◆ TASK DIRECTIONS
Tally every line of the material that includes "components", then give the tally and nothing else.

################

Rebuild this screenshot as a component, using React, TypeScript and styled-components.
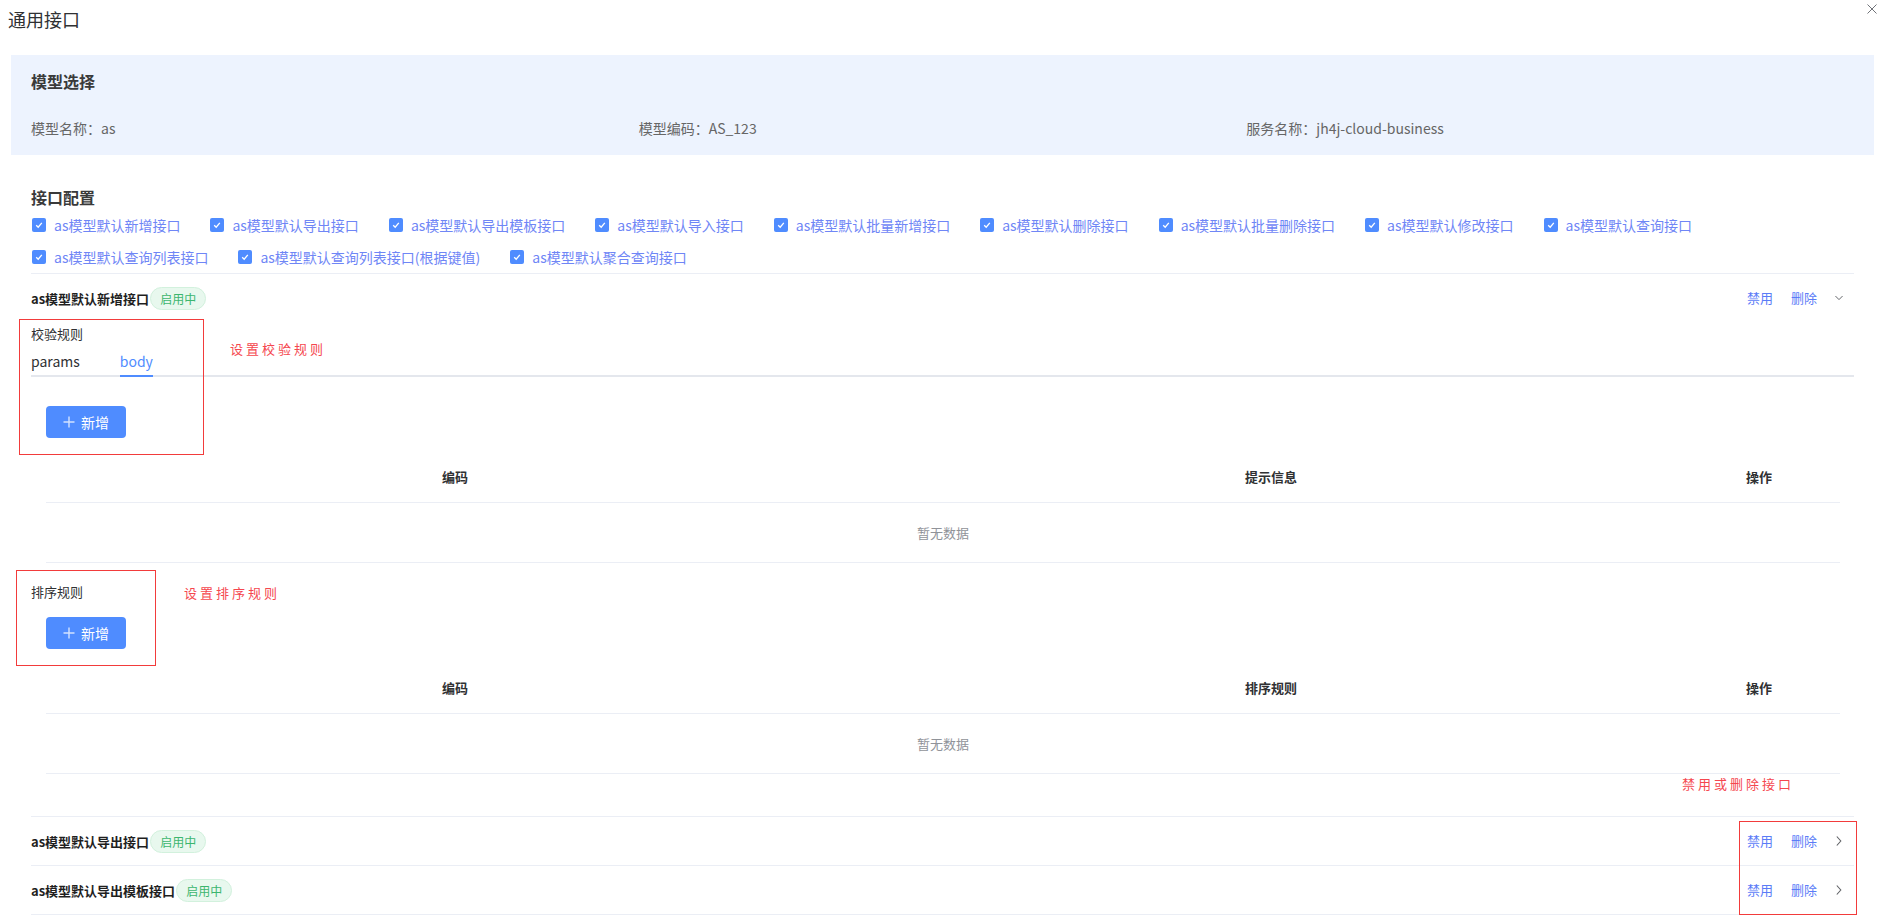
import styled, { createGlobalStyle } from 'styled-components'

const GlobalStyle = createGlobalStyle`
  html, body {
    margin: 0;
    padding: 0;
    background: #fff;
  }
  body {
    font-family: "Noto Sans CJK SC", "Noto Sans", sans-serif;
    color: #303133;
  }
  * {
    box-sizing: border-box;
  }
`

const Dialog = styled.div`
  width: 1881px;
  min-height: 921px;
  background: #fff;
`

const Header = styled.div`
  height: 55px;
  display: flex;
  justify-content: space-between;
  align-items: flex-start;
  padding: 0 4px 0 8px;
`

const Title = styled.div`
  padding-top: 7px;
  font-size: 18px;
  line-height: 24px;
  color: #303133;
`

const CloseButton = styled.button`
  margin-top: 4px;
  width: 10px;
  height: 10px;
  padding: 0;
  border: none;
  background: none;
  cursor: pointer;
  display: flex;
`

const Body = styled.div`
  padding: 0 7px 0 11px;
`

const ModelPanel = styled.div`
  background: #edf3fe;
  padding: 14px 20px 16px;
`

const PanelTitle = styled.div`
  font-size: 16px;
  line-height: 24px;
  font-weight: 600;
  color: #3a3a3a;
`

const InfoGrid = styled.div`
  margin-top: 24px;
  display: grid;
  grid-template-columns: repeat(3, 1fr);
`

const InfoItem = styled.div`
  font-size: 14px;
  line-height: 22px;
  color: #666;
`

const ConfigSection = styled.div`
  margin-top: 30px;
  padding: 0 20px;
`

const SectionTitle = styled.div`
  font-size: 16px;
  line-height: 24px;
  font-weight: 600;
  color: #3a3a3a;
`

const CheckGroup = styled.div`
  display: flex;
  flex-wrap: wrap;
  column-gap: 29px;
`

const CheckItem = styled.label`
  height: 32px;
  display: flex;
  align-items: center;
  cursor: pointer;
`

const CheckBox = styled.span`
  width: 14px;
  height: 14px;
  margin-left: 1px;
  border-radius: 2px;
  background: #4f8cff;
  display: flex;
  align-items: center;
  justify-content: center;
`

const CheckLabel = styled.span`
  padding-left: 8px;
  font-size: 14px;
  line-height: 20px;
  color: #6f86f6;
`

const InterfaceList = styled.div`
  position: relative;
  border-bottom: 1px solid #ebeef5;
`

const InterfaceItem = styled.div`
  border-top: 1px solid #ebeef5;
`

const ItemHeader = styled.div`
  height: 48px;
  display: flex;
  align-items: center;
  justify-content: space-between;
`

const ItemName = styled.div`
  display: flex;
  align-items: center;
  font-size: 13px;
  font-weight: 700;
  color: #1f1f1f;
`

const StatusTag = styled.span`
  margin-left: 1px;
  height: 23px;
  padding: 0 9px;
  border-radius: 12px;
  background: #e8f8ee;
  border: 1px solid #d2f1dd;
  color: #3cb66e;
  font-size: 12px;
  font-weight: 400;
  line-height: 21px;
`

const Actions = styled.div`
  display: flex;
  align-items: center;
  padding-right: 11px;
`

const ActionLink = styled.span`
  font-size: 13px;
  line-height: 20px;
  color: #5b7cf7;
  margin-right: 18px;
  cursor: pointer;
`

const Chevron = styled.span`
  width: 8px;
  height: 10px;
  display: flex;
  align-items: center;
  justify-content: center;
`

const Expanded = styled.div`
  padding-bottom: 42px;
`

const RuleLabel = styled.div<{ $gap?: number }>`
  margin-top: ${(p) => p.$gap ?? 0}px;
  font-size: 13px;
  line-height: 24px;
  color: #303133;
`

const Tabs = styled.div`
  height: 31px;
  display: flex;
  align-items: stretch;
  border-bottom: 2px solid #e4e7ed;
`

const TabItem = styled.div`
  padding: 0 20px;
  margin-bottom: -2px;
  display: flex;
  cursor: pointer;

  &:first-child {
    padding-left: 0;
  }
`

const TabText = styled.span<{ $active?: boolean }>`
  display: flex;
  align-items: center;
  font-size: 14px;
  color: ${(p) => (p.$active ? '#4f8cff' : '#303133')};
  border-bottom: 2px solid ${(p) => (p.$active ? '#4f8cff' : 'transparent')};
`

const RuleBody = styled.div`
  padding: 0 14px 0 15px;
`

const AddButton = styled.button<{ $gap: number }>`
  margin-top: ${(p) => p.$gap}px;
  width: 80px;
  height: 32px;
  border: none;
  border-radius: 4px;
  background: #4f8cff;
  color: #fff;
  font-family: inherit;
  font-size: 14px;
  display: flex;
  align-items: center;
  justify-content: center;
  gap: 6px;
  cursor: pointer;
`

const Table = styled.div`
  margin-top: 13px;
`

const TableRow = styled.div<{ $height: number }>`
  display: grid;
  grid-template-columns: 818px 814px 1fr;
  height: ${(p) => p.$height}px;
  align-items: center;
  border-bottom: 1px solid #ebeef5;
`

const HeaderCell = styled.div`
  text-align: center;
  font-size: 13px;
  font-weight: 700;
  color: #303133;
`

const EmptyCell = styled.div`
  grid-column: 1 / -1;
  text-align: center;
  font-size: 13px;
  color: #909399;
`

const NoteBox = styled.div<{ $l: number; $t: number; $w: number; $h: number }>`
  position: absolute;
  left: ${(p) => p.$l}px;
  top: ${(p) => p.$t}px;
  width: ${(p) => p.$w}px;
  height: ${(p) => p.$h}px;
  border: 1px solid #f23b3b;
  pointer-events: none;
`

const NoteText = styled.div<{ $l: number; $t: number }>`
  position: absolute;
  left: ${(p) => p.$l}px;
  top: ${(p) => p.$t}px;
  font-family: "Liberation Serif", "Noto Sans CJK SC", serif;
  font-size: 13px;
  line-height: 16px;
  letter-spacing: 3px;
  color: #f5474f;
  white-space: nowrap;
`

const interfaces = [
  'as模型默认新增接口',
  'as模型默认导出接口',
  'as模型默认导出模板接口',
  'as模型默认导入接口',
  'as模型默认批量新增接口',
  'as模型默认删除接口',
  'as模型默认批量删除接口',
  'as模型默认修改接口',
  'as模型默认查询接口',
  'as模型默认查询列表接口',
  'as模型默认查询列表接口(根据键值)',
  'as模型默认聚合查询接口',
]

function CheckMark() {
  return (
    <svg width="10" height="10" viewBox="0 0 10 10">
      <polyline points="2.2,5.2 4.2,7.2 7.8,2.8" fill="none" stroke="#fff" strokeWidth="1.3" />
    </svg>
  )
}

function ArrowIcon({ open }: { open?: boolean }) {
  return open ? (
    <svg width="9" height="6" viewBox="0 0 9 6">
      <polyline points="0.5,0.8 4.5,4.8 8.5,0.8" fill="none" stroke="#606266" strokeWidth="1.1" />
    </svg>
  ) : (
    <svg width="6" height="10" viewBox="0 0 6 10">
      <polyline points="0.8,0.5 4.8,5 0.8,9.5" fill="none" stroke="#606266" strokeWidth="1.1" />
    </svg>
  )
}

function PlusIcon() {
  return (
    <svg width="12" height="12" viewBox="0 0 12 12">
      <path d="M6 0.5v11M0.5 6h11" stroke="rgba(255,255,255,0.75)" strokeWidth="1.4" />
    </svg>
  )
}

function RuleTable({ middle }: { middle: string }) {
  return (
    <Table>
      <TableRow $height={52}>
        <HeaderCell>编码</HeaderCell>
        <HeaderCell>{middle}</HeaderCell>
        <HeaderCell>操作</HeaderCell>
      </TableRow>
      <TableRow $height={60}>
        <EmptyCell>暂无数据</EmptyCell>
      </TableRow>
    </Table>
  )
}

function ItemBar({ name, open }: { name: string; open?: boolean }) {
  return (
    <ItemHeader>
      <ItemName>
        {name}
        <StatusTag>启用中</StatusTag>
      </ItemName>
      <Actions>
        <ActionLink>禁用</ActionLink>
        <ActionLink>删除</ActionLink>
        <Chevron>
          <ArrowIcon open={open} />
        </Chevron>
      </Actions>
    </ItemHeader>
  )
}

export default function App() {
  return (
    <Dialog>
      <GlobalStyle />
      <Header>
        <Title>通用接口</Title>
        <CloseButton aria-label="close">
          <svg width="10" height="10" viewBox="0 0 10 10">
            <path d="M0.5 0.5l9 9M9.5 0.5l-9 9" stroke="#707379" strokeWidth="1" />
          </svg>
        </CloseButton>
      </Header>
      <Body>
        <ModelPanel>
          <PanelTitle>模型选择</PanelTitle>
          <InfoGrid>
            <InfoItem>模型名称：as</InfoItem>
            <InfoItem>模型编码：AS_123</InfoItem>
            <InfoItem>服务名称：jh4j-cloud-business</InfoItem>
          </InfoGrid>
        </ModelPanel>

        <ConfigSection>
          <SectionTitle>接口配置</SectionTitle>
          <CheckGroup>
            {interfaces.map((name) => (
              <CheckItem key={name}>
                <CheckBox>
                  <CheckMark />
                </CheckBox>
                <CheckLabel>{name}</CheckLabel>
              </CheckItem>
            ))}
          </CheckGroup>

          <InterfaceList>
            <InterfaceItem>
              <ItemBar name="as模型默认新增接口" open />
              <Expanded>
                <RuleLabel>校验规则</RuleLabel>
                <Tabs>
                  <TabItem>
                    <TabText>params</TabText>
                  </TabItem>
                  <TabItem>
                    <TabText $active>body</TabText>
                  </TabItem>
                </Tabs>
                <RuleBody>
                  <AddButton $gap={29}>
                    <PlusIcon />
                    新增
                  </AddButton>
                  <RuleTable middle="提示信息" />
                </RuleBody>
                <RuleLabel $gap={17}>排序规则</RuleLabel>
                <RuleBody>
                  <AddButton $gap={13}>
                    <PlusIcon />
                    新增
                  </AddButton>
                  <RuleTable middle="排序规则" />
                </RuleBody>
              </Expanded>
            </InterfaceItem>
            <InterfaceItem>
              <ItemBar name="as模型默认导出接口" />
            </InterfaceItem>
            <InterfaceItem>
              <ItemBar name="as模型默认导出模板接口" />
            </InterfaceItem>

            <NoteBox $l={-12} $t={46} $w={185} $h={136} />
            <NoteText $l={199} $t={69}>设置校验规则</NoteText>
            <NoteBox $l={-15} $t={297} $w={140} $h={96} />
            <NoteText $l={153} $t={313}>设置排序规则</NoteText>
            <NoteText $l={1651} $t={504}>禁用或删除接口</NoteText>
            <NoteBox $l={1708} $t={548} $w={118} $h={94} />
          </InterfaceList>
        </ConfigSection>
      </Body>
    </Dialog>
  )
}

################

◆ COMPLETED TASK
2